→ Set problem: Gather all lines containing the string "this" and copy them out.

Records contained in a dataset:
************
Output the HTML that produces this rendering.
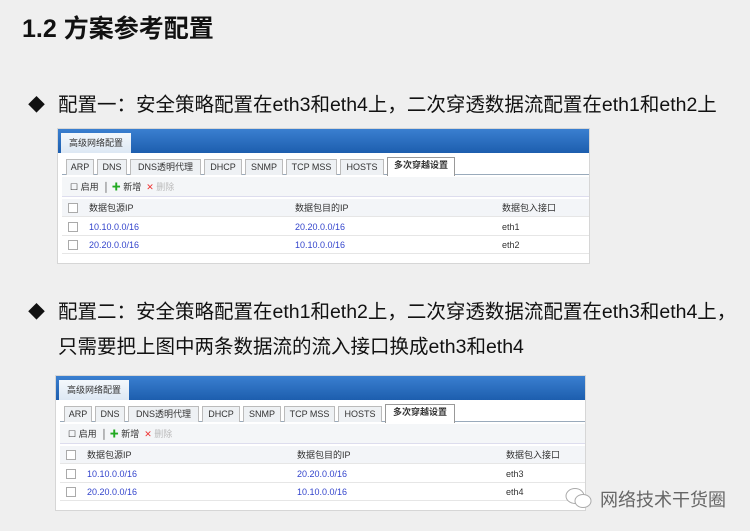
<!DOCTYPE html>
<html><head><meta charset="utf-8"><style>
*{margin:0;padding:0;box-sizing:border-box}
body{width:750px;height:531px;background:#efefef;font-family:"Liberation Sans","Noto Sans CJK SC",sans-serif;position:relative;overflow:hidden;color:#111}
.t{position:absolute;left:22px;top:9px;font-size:25px;font-weight:bold;color:#111}
.b{position:absolute;left:28px;font-size:19.5px;color:#111;line-height:28px;white-space:nowrap}
.b span.d{display:inline-block;width:30px;font-size:17px}
.ss{position:absolute;background:#fff;border:1px solid #d6d6d6;font-size:9px;color:#333;overflow:hidden}
.hd{position:absolute;left:0;right:0;top:0;height:24px;background:linear-gradient(#3a7fd0,#1d5eae);}
.ht{position:absolute;left:3px;top:4px;height:20px;width:70px;background:linear-gradient(#f4f8fc,#dde8f4);font-size:9px;line-height:20px;text-align:center;color:#333}
.tabs{position:absolute;left:4px;right:0;top:28px;height:18px;border-bottom:1px solid #9ab}
.tab{position:absolute;top:2px;height:16px;border:1px solid #bbb;border-bottom:none;background:#eef1f4;text-align:center;line-height:15px;font-size:9px}
.tab.a{top:0;height:19px;background:#fff;font-weight:bold;border-color:#999}
.tb{position:absolute;left:4px;right:0;top:48px;height:20px;background:#f4f6f8;border-bottom:1px solid #dde;line-height:20px;padding-left:8px;font-size:9px}
.row{position:absolute;left:4px;right:0;height:18px;line-height:18px;border-bottom:1px solid #e6e6e6}
.row.h{background:#f3f5f8}
.cb{position:absolute;left:6px;top:4px;width:10px;height:10px;border:1px solid #aaa;background:#fff}
.c{position:absolute;top:0}
.bl{color:#3344cc}
</style></head><body>
<div class="t">1.2 方案参考配置</div>
<div class="b" style="top:91px"><span class="d">◆</span>配置一：安全策略配置在eth3和eth4上，二次穿透数据流配置在eth1和eth2上</div>
<div class="b" style="top:298px"><span class="d">◆</span>配置二：安全策略配置在eth1和eth2上，二次穿透数据流配置在eth3和eth4上，</div>
<div class="b" style="top:333px;left:58px">只需要把上图中两条数据流的流入接口换成eth3和eth4</div>

<div class="ss" style="left:57px;top:128px;width:533px;height:136px">
 <div class="hd"></div><div class="ht">高级网络配置</div>
 <div class="tabs">
  <div class="tab" style="left:4px;width:28px">ARP</div>
  <div class="tab" style="left:35px;width:30px">DNS</div>
  <div class="tab" style="left:68px;width:71px">DNS透明代理</div>
  <div class="tab" style="left:142px;width:38px">DHCP</div>
  <div class="tab" style="left:183px;width:38px">SNMP</div>
  <div class="tab" style="left:224px;width:51px">TCP MSS</div>
  <div class="tab" style="left:278px;width:44px">HOSTS</div>
  <div class="tab a" style="left:325px;width:68px">多次穿越设置</div>
 </div>
 <div class="tb">☐ 启用 &nbsp;│ <span style="color:#2a2;font-weight:bold">✚</span> 新增 &nbsp;<span style="color:#e33">✕</span> <span style="color:#bbb">删除</span></div>
 <div class="row h" style="top:70px"><div class="cb"></div><div class="c" style="left:27px">数据包源IP</div><div class="c" style="left:233px">数据包目的IP</div><div class="c" style="left:440px">数据包入接口</div></div>
 <div class="row" style="top:89px"><div class="cb"></div><div class="c bl" style="left:27px">10.10.0.0/16</div><div class="c bl" style="left:233px">20.20.0.0/16</div><div class="c" style="left:440px">eth1</div></div>
 <div class="row" style="top:107px"><div class="cb"></div><div class="c bl" style="left:27px">20.20.0.0/16</div><div class="c bl" style="left:233px">10.10.0.0/16</div><div class="c" style="left:440px">eth2</div></div>
</div>

<div class="ss" style="left:55px;top:375px;width:531px;height:136px">
 <div class="hd"></div><div class="ht">高级网络配置</div>
 <div class="tabs">
  <div class="tab" style="left:4px;width:28px">ARP</div>
  <div class="tab" style="left:35px;width:30px">DNS</div>
  <div class="tab" style="left:68px;width:71px">DNS透明代理</div>
  <div class="tab" style="left:142px;width:38px">DHCP</div>
  <div class="tab" style="left:183px;width:38px">SNMP</div>
  <div class="tab" style="left:224px;width:51px">TCP MSS</div>
  <div class="tab" style="left:278px;width:44px">HOSTS</div>
  <div class="tab a" style="left:325px;width:70px">多次穿越设置</div>
 </div>
 <div class="tb">☐ 启用 &nbsp;│ <span style="color:#2a2;font-weight:bold">✚</span> 新增 &nbsp;<span style="color:#e33">✕</span> <span style="color:#bbb">删除</span></div>
 <div class="row h" style="top:70px"><div class="cb"></div><div class="c" style="left:27px">数据包源IP</div><div class="c" style="left:237px">数据包目的IP</div><div class="c" style="left:446px">数据包入接口</div></div>
 <div class="row" style="top:89px"><div class="cb"></div><div class="c bl" style="left:27px">10.10.0.0/16</div><div class="c bl" style="left:237px">20.20.0.0/16</div><div class="c" style="left:446px">eth3</div></div>
 <div class="row" style="top:107px"><div class="cb"></div><div class="c bl" style="left:27px">20.20.0.0/16</div><div class="c bl" style="left:237px">10.10.0.0/16</div><div class="c" style="left:446px">eth4</div></div>
</div>

<svg style="position:absolute;left:564px;top:486px" width="30" height="26" viewBox="0 0 30 26">
 <ellipse cx="11" cy="10" rx="9" ry="7.5" fill="#fff" stroke="#aaa" stroke-width="1"/>
 <ellipse cx="19" cy="15" rx="8" ry="6.5" fill="#fff" stroke="#aaa" stroke-width="1"/>
</svg>
<div style="position:absolute;left:600px;top:486px;font-size:18px;color:#666">网络技术干货圈</div>
</body></html>
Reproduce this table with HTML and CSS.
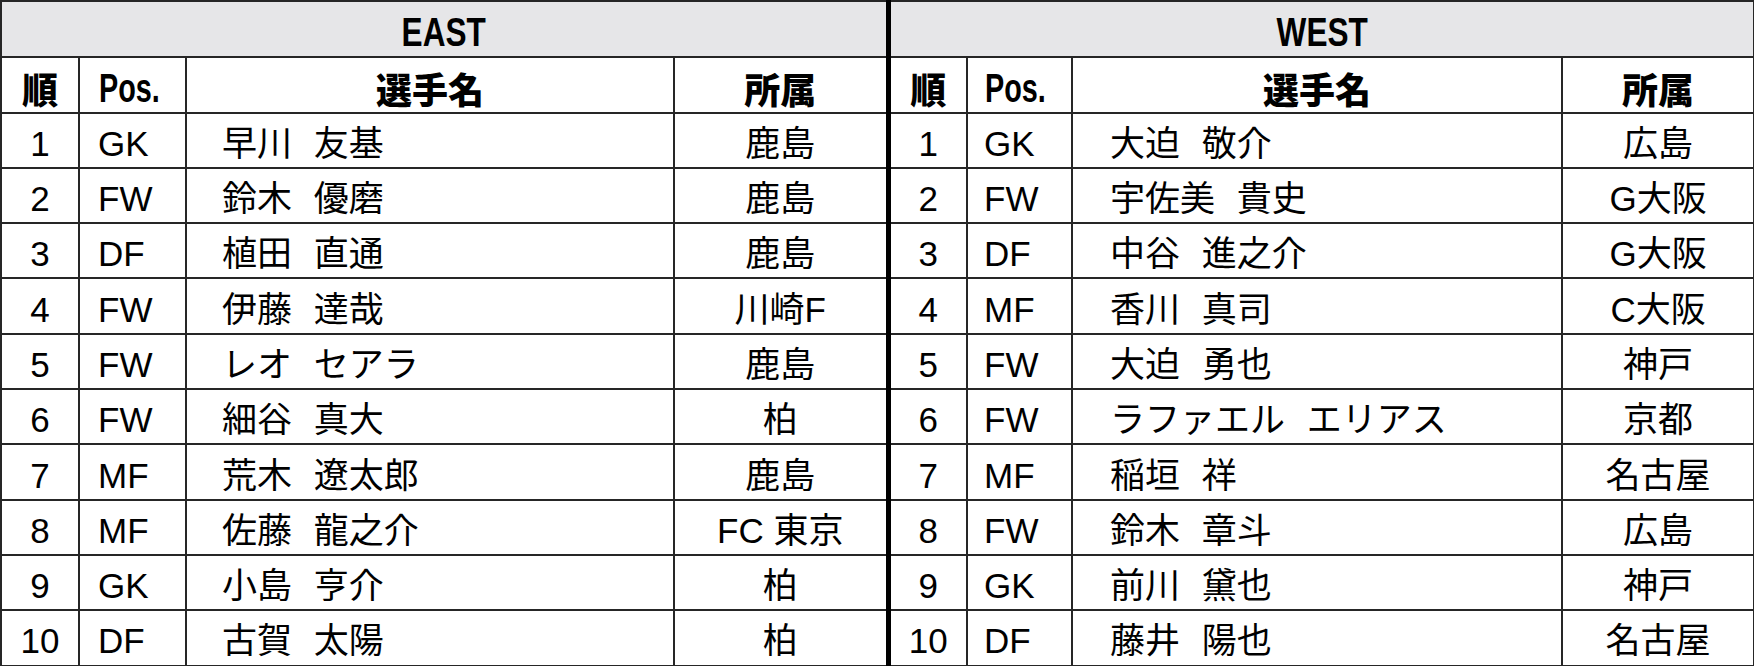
FILE: index.html
```html
<!DOCTYPE html>
<html lang="ja">
<head>
<meta charset="utf-8">
<title>EAST / WEST</title>
<link rel="stylesheet" href="styles.css">
</head>
<body>
<table class="roster">
  <colgroup>
    <col class="c-no-e"><col class="c-pos-e"><col class="c-name-e"><col class="c-club-e">
    <col class="c-no-w"><col class="c-pos-w"><col class="c-name-w"><col class="c-club-w">
  </colgroup>
  <thead>
    <tr class="title-row">
      <th colspan="4" class="title"><span class="narrow narrow-title">EAST</span></th>
      <th colspan="4" class="title split"><span class="narrow narrow-title">WEST</span></th>
    </tr>
    <tr class="head-row">
      <th class="h">順</th><th class="h h-pos"><span class="narrow narrow-pos">Pos.</span></th><th class="h">選手名</th><th class="h">所属</th>
      <th class="h split">順</th><th class="h h-pos h-pos-w"><span class="narrow narrow-pos">Pos.</span></th><th class="h">選手名</th><th class="h">所属</th>
    </tr>
  </thead>
  <tbody>
    <tr><td class="no">1</td><td class="pos">GK</td><td class="name">早川 友基</td><td class="club">鹿島</td>
        <td class="no split">1</td><td class="pos pos-w">GK</td><td class="name name-w">大迫 敬介</td><td class="club">広島</td></tr>
    <tr><td class="no">2</td><td class="pos">FW</td><td class="name">鈴木 優磨</td><td class="club">鹿島</td>
        <td class="no split">2</td><td class="pos pos-w">FW</td><td class="name name-w">宇佐美 貴史</td><td class="club">G大阪</td></tr>
    <tr><td class="no">3</td><td class="pos">DF</td><td class="name">植田 直通</td><td class="club">鹿島</td>
        <td class="no split">3</td><td class="pos pos-w">DF</td><td class="name name-w">中谷 進之介</td><td class="club">G大阪</td></tr>
    <tr><td class="no">4</td><td class="pos">FW</td><td class="name">伊藤 達哉</td><td class="club">川崎F</td>
        <td class="no split">4</td><td class="pos pos-w">MF</td><td class="name name-w">香川 真司</td><td class="club">C大阪</td></tr>
    <tr><td class="no">5</td><td class="pos">FW</td><td class="name">レオ セアラ</td><td class="club">鹿島</td>
        <td class="no split">5</td><td class="pos pos-w">FW</td><td class="name name-w">大迫 勇也</td><td class="club">神戸</td></tr>
    <tr><td class="no">6</td><td class="pos">FW</td><td class="name">細谷 真大</td><td class="club">柏</td>
        <td class="no split">6</td><td class="pos pos-w">FW</td><td class="name name-w">ラファエル エリアス</td><td class="club">京都</td></tr>
    <tr><td class="no">7</td><td class="pos">MF</td><td class="name">荒木 遼太郎</td><td class="club">鹿島</td>
        <td class="no split">7</td><td class="pos pos-w">MF</td><td class="name name-w">稲垣 祥</td><td class="club">名古屋</td></tr>
    <tr><td class="no">8</td><td class="pos">MF</td><td class="name">佐藤 龍之介</td><td class="club">FC 東京</td>
        <td class="no split">8</td><td class="pos pos-w">FW</td><td class="name name-w">鈴木 章斗</td><td class="club">広島</td></tr>
    <tr><td class="no">9</td><td class="pos">GK</td><td class="name">小島 亨介</td><td class="club">柏</td>
        <td class="no split">9</td><td class="pos pos-w">GK</td><td class="name name-w">前川 黛也</td><td class="club">神戸</td></tr>
    <tr><td class="no">10</td><td class="pos">DF</td><td class="name">古賀 太陽</td><td class="club">柏</td>
        <td class="no split">10</td><td class="pos pos-w">DF</td><td class="name name-w">藤井 陽也</td><td class="club">名古屋</td></tr>
  </tbody>
</table>
</body>
</html>
```

FILE: styles.css
```css
html, body {
  margin: 0;
  padding: 0;
  background: #ffffff;
}

.roster {
  border-collapse: collapse;
  table-layout: fixed;
  width: 1753px;
  color: #000;
  font-family: "Liberation Sans", "Noto Sans CJK JP", sans-serif;
}

.c-no-e { width: 78px; }
.c-pos-e { width: 107px; }
.c-name-e { width: 488px; }
.c-club-e { width: 214px; }
.c-no-w { width: 79px; }
.c-pos-w { width: 105px; }
.c-name-w { width: 490px; }
.c-club-w { width: 192px; }

.roster th,
.roster td {
  border: 2px solid #262626;
  padding: 6px 0 0;
  line-height: 1;
  height: 47.3px;
  vertical-align: middle;
  white-space: nowrap;
  overflow: hidden;
}

.roster .split {
  border-left: 5px solid #000;
}

.roster .title {
  background: #e6e6e8;
  text-align: center;
  padding-top: 7px;
}

.narrow {
  display: inline-block;
  font-family: "Liberation Sans", sans-serif;
  font-weight: 700;
}

.narrow-title {
  font-size: 41px;
  transform: scaleX(0.77);
}

.narrow-pos {
  font-size: 40px;
  transform: scaleX(0.72);
  transform-origin: left center;
}

.roster .h {
  font-family: "Noto Sans CJK JP", sans-serif;
  font-weight: 900;
  font-size: 36px;
  text-align: center;
}

.roster .h-pos {
  text-align: left;
  padding-left: 19px;
}

.roster .h-pos-w { padding-left: 17px; }

.roster .no,
.roster .pos,
.roster .name,
.roster .club {
  font-size: 35px;
  font-weight: 400;
}

.roster .no { text-align: center; }

.roster .pos {
  text-align: left;
  padding-left: 18px;
}

.roster .pos-w { padding-left: 16px; }

.roster .name {
  text-align: left;
  padding-left: 35px;
  word-spacing: 12px;
}

.roster .name-w { padding-left: 37px; }

.roster .club { text-align: center; }
```
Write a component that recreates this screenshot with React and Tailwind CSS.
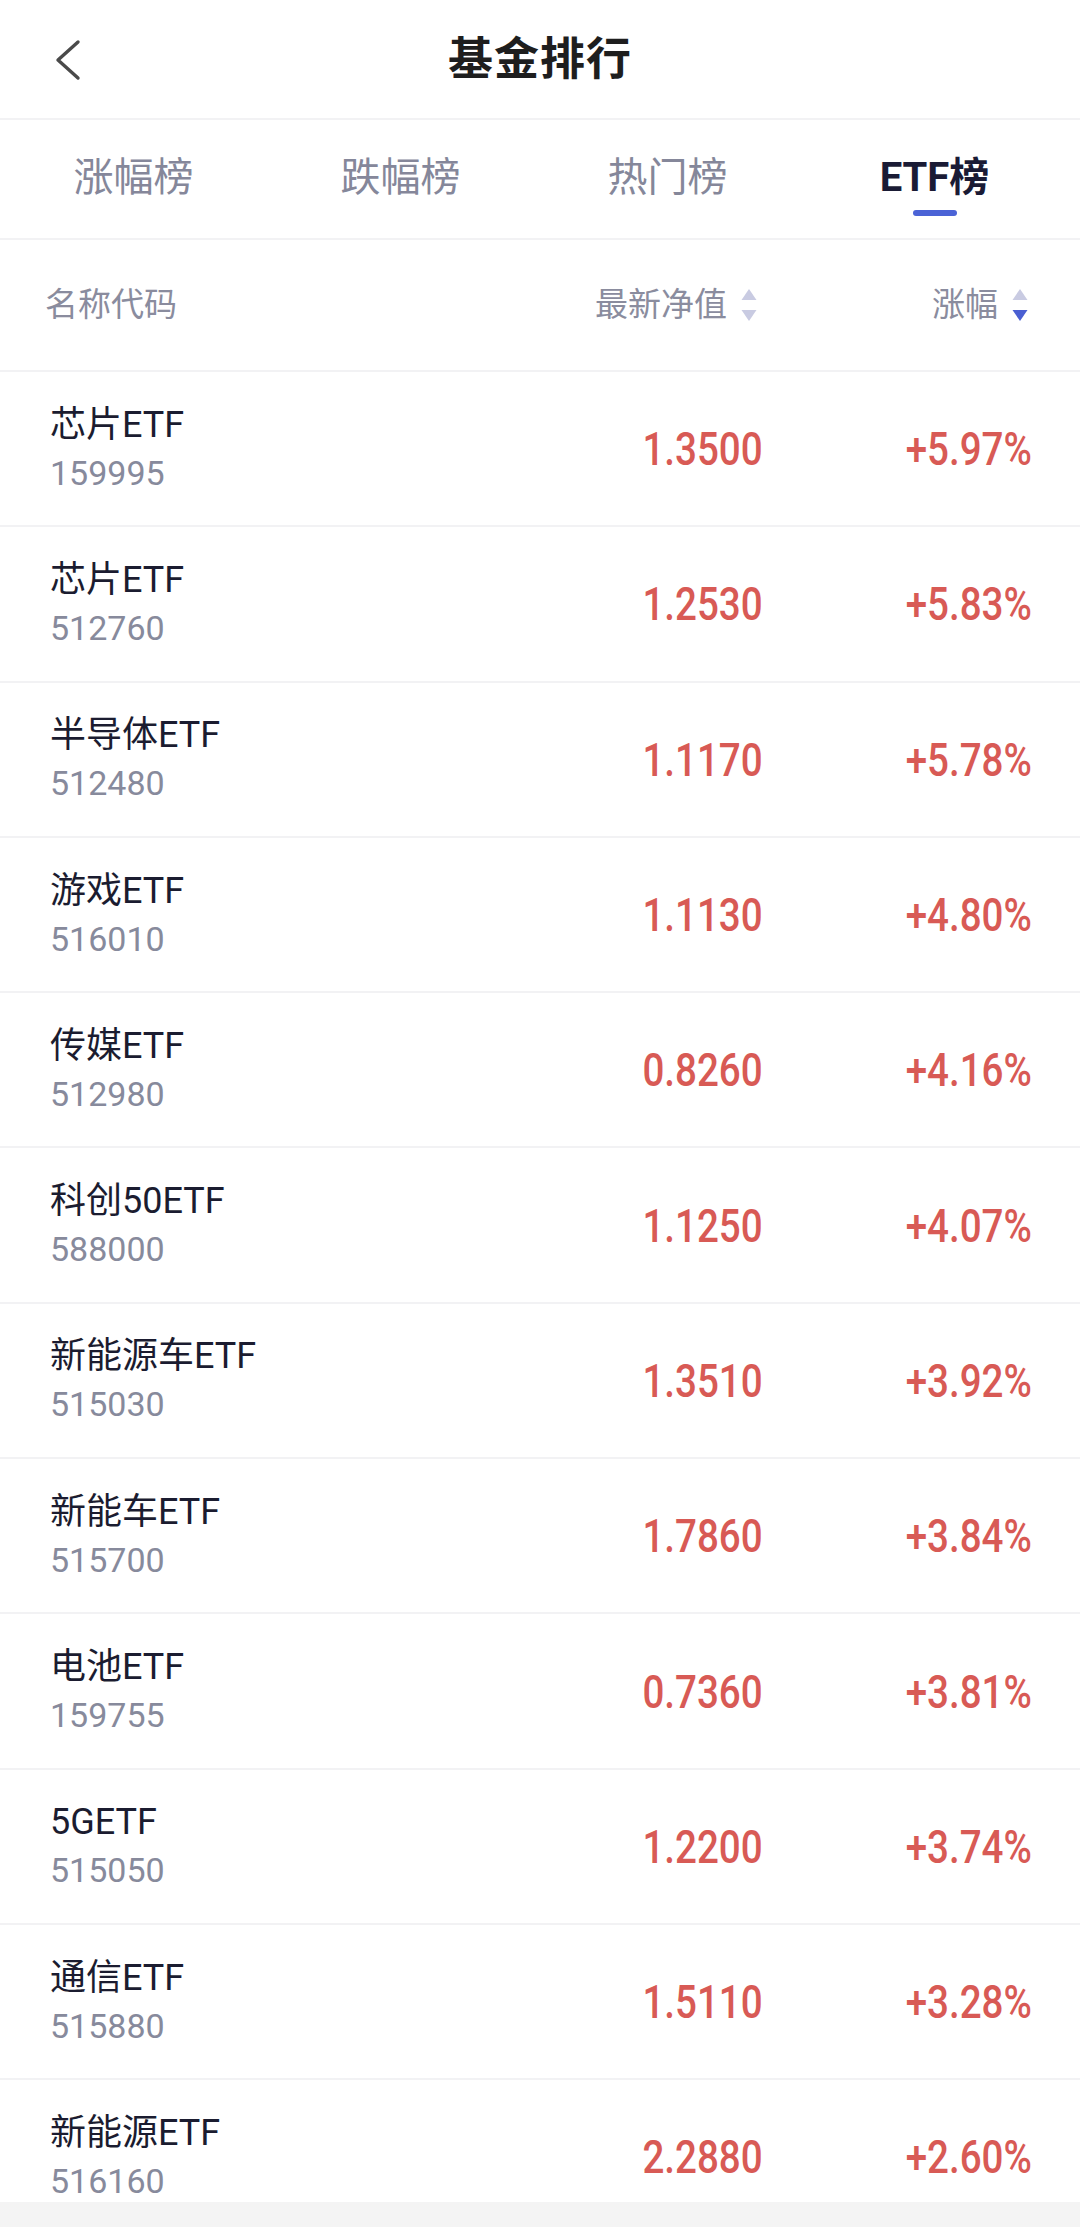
import React from "react";

const FONT = { fontFamily: 'Roboto, "Noto Sans CJK SC", sans-serif' };

const funds = [
  { name: "芯片ETF", code: "159995", nav: "1.3500", pct: "+5.97%" },
  { name: "芯片ETF", code: "512760", nav: "1.2530", pct: "+5.83%" },
  { name: "半导体ETF", code: "512480", nav: "1.1170", pct: "+5.78%" },
  { name: "游戏ETF", code: "516010", nav: "1.1130", pct: "+4.80%" },
  { name: "传媒ETF", code: "512980", nav: "0.8260", pct: "+4.16%" },
  { name: "科创50ETF", code: "588000", nav: "1.1250", pct: "+4.07%" },
  { name: "新能源车ETF", code: "515030", nav: "1.3510", pct: "+3.92%" },
  { name: "新能车ETF", code: "515700", nav: "1.7860", pct: "+3.84%" },
  { name: "电池ETF", code: "159755", nav: "0.7360", pct: "+3.81%" },
  { name: "5GETF", code: "515050", nav: "1.2200", pct: "+3.74%" },
  { name: "通信ETF", code: "515880", nav: "1.5110", pct: "+3.28%" },
  { name: "新能源ETF", code: "516160", nav: "2.2880", pct: "+2.60%" },
];

const tabs = ["涨幅榜", "跌幅榜", "热门榜", "ETF榜"];

// little up/down sort arrows next to column titles
const SortIcon = ({ active }) => (
  <svg width="16" height="32" viewBox="0 0 16 32" className="ml-[14px]">
    <polygon points="8,0 15.5,11 0.5,11" fill="#c9cbe2" />
    <polygon points="0.5,21 15.5,21 8,32" fill={active ? "#4a5fd2" : "#c9cbe2"} />
  </svg>
);

// numbers in the reference use a narrow, tall digit face
const Num = ({ children }) => (
  <span className="inline-block origin-right scale-x-[0.82] text-[47px] font-medium leading-none text-[#d85a55]">
    {children}
  </span>
);

export default function App() {
  return (
    <div className="h-[2227px] w-[1080px] flex flex-col overflow-hidden bg-white" style={FONT}>
      {/* Header */}
      <div className="h-[120px] shrink-0 grid grid-cols-[1fr_auto_1fr] items-center border-b-2 border-[#f2f2f4]">
        <div className="pl-[54px] pt-[2px]">
          <svg width="28" height="42" viewBox="0 0 28 42">
            <polyline
              points="24,3 4,21 24,39"
              fill="none"
              stroke="#4a4a4a"
              strokeWidth="3.4"
              strokeLinecap="round"
              strokeLinejoin="round"
            />
          </svg>
        </div>
        <div className="text-[45px] font-bold text-[#1e1e1e] leading-none tracking-[1px]">基金排行</div>
        <div />
      </div>

      {/* Tabs */}
      <div className="h-[120px] shrink-0 grid grid-cols-4 pr-3 border-b-2 border-[#f2f2f4]">
        {tabs.map((t, i) => {
          const active = i === 3;
          return (
            <div key={t} className="flex flex-col items-center pt-[38px]">
              <div
                className={
                  active
                    ? "text-[40px] leading-[40px] font-bold text-[#1a1b35]"
                    : "text-[40px] leading-[40px] text-[#85879a]"
                }
              >
                {t}
              </div>
              <div
                className={
                  active
                    ? "mt-[12px] h-[6px] w-[44px] rounded-full bg-[#4b63d6]"
                    : "mt-[12px] h-[6px] w-[44px]"
                }
              />
            </div>
          );
        })}
      </div>

      {/* Column titles */}
      <div className="h-[132px] shrink-0 flex items-center pl-[45px] pr-[52px] border-b-2 border-[#f2f2f4] text-[33px] text-[#8a8c9e]">
        <div className="flex-1">名称代码</div>
        <div className="flex items-center justify-end pr-[6px]">
          最新净值
          <SortIcon />
        </div>
        <div className="w-[265px] flex items-center justify-end">
          涨幅
          <SortIcon active />
        </div>
      </div>

      {/* Fund rows */}
      <div className="flex-1 min-h-0 overflow-hidden">
        {funds.map((f, i) => (
          <div
            key={i}
            className="h-[155.3px] flex items-center pl-[50px] pr-[48px] border-b-2 border-[#f2f2f4]"
          >
            <div className="flex-1 flex flex-col">
              <div className="text-[36px] leading-[48px] text-[#1b1c30]">{f.name}</div>
              <div className="text-[34px] leading-[48px] text-[#878a9c]">{f.code}</div>
            </div>
            <div className="text-right">
              <Num>{f.nav}</Num>
            </div>
            <div className="w-[269px] text-right">
              <Num>{f.pct}</Num>
            </div>
          </div>
        ))}
      </div>

      <div className="h-[25px] shrink-0 bg-[#f4f4f4]" />
    </div>
  );
}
************
→ Full response:
Output the HTML that produces this rendering.
Reproduce this table with HTML and CSS.
Write a component that recreates this screenshot with React and Tailwind CSS.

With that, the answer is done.